I had previously worked off the video and did not have the issue. It appears to be a result of the line that is commented out. In the video, there was a discussion about trying to save memory and work on things in place and x.add_ was added at the time. Using the original line (that is above the commented out line) will work.

class ResLayer(nn.Module):
    def __init__(self, ni):
        super().__init__()
        self.conv1=conv_layer(ni, ni//2, ks=1)
        self.conv2=conv_layer(ni//2, ni, ks=3)
        
    def forward(self, x): 
        return x.add(self.conv2(self.conv1(x)))
#        return x.add_(self.conv2(self.conv1(x)))

Updated: As Nikhil suggests below, simply taking off the underscore after add will make it not be an in-place operation and directly addresses the error message.

1 Like

That’s interesting - I wonder if it only works on Pytorch 0.4. Sorry about that!

Just posted the lesson video to the top post.

1 Like

No worries, it didn’t take long to figure out how to resolve it, but I thought it might be helpful to others that may get stuck. I’ll try again once I’ve upgraded Pytorch to 0.4 to see if it is resolved.

Yes, we noticed this error in the South Bay study group yesterday. x.add without underscore should work too.
Also the in-place operation was not a problem while defining the Leaky ReLU in conv_layer…

I don’t know if this will help, but here goes:

My view is that Part 2 is where one starts to get a more in-depth view of AI experiments that very few people (globally) are doing right now. Sticking to the 10-hour-a-week schedule while implementing all these models from scratch, finding interesting datasets, and reading/skimming/bookmarking important papers means I’m behind as well, but that’s OK as long as I’m consistent about asking questions, research, thinking about problems, and writing about what I learn.

I was worried in the first week, but I’ve realized that the fastest way to get the most out of this class is to keep trying things until I understand. I suppose the only pressure is to write clearly about it at the end of any interesting checkpoint. The beautiful thing here is that once you’ve done this, there’s literally no stopping you. You’re nearly at the edge of what people know to be possible, and the difference between you 5 weeks ago and when you finally write clearly about GANs, SSD or RetinaNet, is the thousands of people who could learn from you.

13 Likes

For cyclegan notebook if you don’t want to wait ~50 hours to train it on horse2zebra to start playing with, here are the weights for 300 epochs + 100 epoch with lr decay: https://s3.amazonaws.com/tensoralex/cycle_gan_400_epch.tar.gz

you can load them by model.load(“cycle_gan_400_epch”) in the notebook.
All other params were default to the notebook.

18 Likes

Cool, yeah that’s a more straight forward change given that it was complaining about things changing inline.

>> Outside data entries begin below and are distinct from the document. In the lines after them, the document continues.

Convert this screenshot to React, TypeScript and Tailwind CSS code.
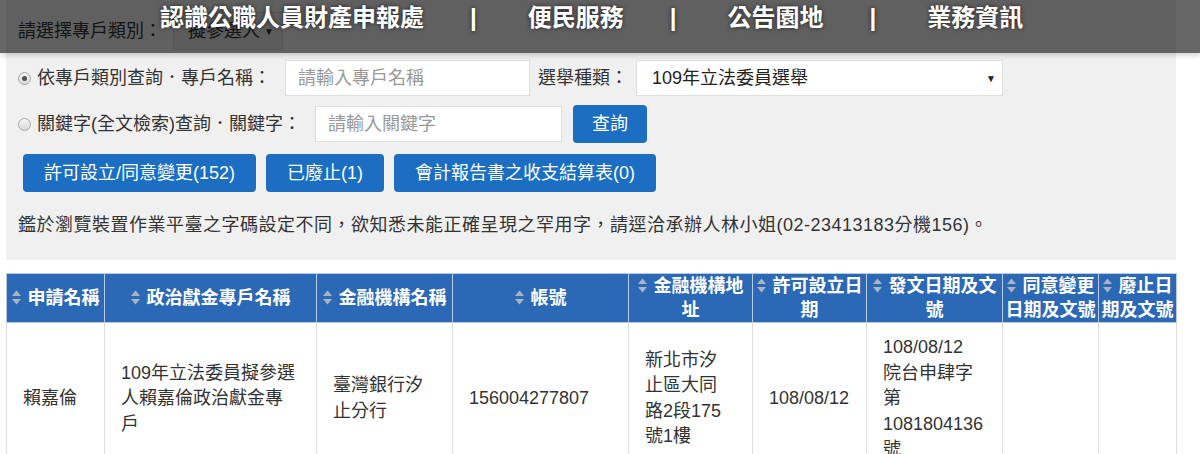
import { Fragment } from 'react';

const FONT = "font-['Liberation_Sans','Noto_Sans_CJK_TC',sans-serif]";

const NAV_ITEMS = ['認識公職人員財產申報處', '便民服務', '公告園地', '業務資訊'];

const COLUMNS = [
  { label: '申請名稱', width: 98 },
  { label: '政治獻金專戶名稱', width: 212 },
  { label: '金融機構名稱', width: 136 },
  { label: '帳號', width: 176 },
  { label: '金融機構地址', width: 124 },
  { label: '許可設立日期', width: 114 },
  { label: '發文日期及文號', width: 136 },
  { label: '同意變更日期及文號', width: 96 },
  { label: '廢止日期及文號', width: 78 },
];

function Radio({ checked }: { checked?: boolean }) {
  return (
    <span className="flex h-[13px] w-[13px] shrink-0 items-center justify-center rounded-full border border-[#a8a8a8] bg-linear-to-b from-[#f6f6f6] to-[#d9d9d9]">
      {checked && <span className="h-[5px] w-[5px] rounded-full bg-[#505050]" />}
    </span>
  );
}

function SortIcon() {
  return (
    <svg
      width="9"
      height="15"
      viewBox="0 0 9 15"
      className="mr-[7px] inline-block align-[-1px]"
    >
      <path d="M4.5 0.5 L9 6 L0 6 Z" fill="#aab3c0" />
      <path d="M4.5 14.5 L9 9 L0 9 Z" fill="#aab3c0" />
    </svg>
  );
}

function BlueButton({ children }: { children: React.ReactNode }) {
  return (
    <button
      type="button"
      className="h-[38px] rounded-[4px] bg-[#1b6ec2] px-[21px] text-[18px] text-white"
    >
      {children}
    </button>
  );
}

export default function App() {
  return (
    <div className={`relative min-h-[454px] bg-white ${FONT}`}>
      <header className="absolute inset-x-0 top-0 z-10 h-[53px] bg-black/60 shadow-[0_2px_6px_rgba(0,0,0,0.2)]">
        <nav className="flex pl-[160px] pt-[3px] text-[24px] font-bold leading-[30px] text-white [text-shadow:0_0_4px_rgba(0,0,0,0.7)]">
          {NAV_ITEMS.map((item, i) => (
            <Fragment key={item}>
              {i > 0 && <span className="ml-[46px] mr-[51px]">|</span>}
              <a href="#">{item}</a>
            </Fragment>
          ))}
        </nav>
      </header>

      <section className="mx-[6px] w-[1170px] bg-[#f0f0f0] px-3 pt-3 pb-[22px] text-[18px] text-[#333]">
        <div className="flex h-[38px] items-center">
          <span>請選擇專戶類別：</span>
          <div className="ml-[11px] flex h-[38px] w-[110px] items-center justify-between border border-[#d6d6d6] bg-[#e6e6e6] pl-[14px] pr-[8px]">
            <span>擬參選人</span>
            <span className="text-[10px]">▼</span>
          </div>
        </div>

        <div className="mt-[10px] flex h-[36px] items-center">
          <Radio checked />
          <span className="ml-[6px]">依專戶類別查詢．專戶名稱：</span>
          <input
            readOnly
            placeholder="請輸入專戶名稱"
            className="ml-[14px] h-[36px] w-[245px] border border-[#e0e0e0] bg-white px-3 text-[18px] placeholder:text-[#999]"
          />
          <span className="ml-[8px]">選舉種類：</span>
          <div className="ml-[8px] flex h-[36px] w-[367px] items-center justify-between border border-[#e0e0e0] bg-white pl-[15px] pr-[6px]">
            <span className="text-[#222]">109年立法委員選舉</span>
            <span className="text-[10px] text-[#222]">▼</span>
          </div>
        </div>

        <div className="mt-[9px] flex h-[38px] items-center">
          <Radio />
          <span className="ml-[6px]">關鍵字(全文檢索)查詢．關鍵字：</span>
          <input
            readOnly
            placeholder="請輸入關鍵字"
            className="ml-[14px] h-[36px] w-[247px] border border-[#e0e0e0] bg-white px-3 text-[18px] placeholder:text-[#999]"
          />
          <button
            type="button"
            className="ml-[11px] h-[38px] w-[74px] rounded-[4px] bg-[#1b6ec2] text-[18px] text-white"
          >
            查詢
          </button>
        </div>

        <div className="mt-[11px] flex gap-[10px] pl-[5px]">
          <BlueButton>許可設立/同意變更(152)</BlueButton>
          <BlueButton>已廢止(1)</BlueButton>
          <BlueButton>會計報告書之收支結算表(0)</BlueButton>
        </div>

        <p className="mt-[20px] leading-[26px] tracking-[0.5px]">
          鑑於瀏覽裝置作業平臺之字碼設定不同，欲知悉未能正確呈現之罕用字，請逕洽承辦人林小姐(02-23413183分機156)。
        </p>
      </section>

      <table className="mx-[6px] mt-[13px] w-[1170px] table-fixed border-collapse text-[18px]">
        <colgroup>
          {COLUMNS.map((c) => (
            <col key={c.label} style={{ width: c.width }} />
          ))}
        </colgroup>
        <thead>
          <tr className="h-[49px]">
            {COLUMNS.map((c) => (
              <th
                key={c.label}
                className="border border-[#b7cbe5] bg-[#2b69b6] px-[2px] text-center align-middle font-bold leading-[24px] text-white"
              >
                <SortIcon />
                {c.label}
              </th>
            ))}
          </tr>
        </thead>
        <tbody className="leading-[25.5px] text-[#333]">
          <tr>
            <td className="border border-[#ddd] py-3 pl-4 pr-4 align-middle">賴嘉倫</td>
            <td className="border border-[#ddd] py-3 pl-4 pr-[18px] align-middle">
              109年立法委員擬參選人賴嘉倫政治獻金專戶
            </td>
            <td className="border border-[#ddd] py-3 pl-4 pr-4 align-middle">臺灣銀行汐止分行</td>
            <td className="border border-[#ddd] py-3 pl-4 pr-4 align-middle">156004277807</td>
            <td className="border border-[#ddd] py-3 pl-4 pr-[20px] align-middle">
              新北市汐止區大同路2段175號1樓
            </td>
            <td className="border border-[#ddd] py-3 pl-4 pr-[2px] align-middle">108/08/12</td>
            <td className="border border-[#ddd] py-3 pl-4 pr-4 align-middle">
              108/08/12
              <br />
              院台申肆字第1081804136號
            </td>
            <td className="border border-[#ddd] py-3 align-middle" />
            <td className="border border-[#ddd] py-3 align-middle" />
          </tr>
        </tbody>
      </table>
    </div>
  );
}
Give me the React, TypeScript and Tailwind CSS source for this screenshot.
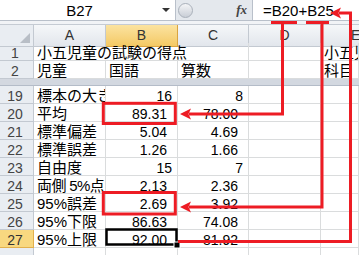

Victory after only 42 Hours::smiley:

10 Likes

Not where I’d want to live; (100 iterations of WGAN in 5 hours)

5 Likes

I’m just starting with CycleGAN
What’s missing here?

the lib is in the cgan folder, it should prob be “from cgan import *” instead

None of the definitions on the cgan folder include
a Generator function on it

the notebook looks outdated, try git pull?

Yes, I was missing that update

Thanks for the help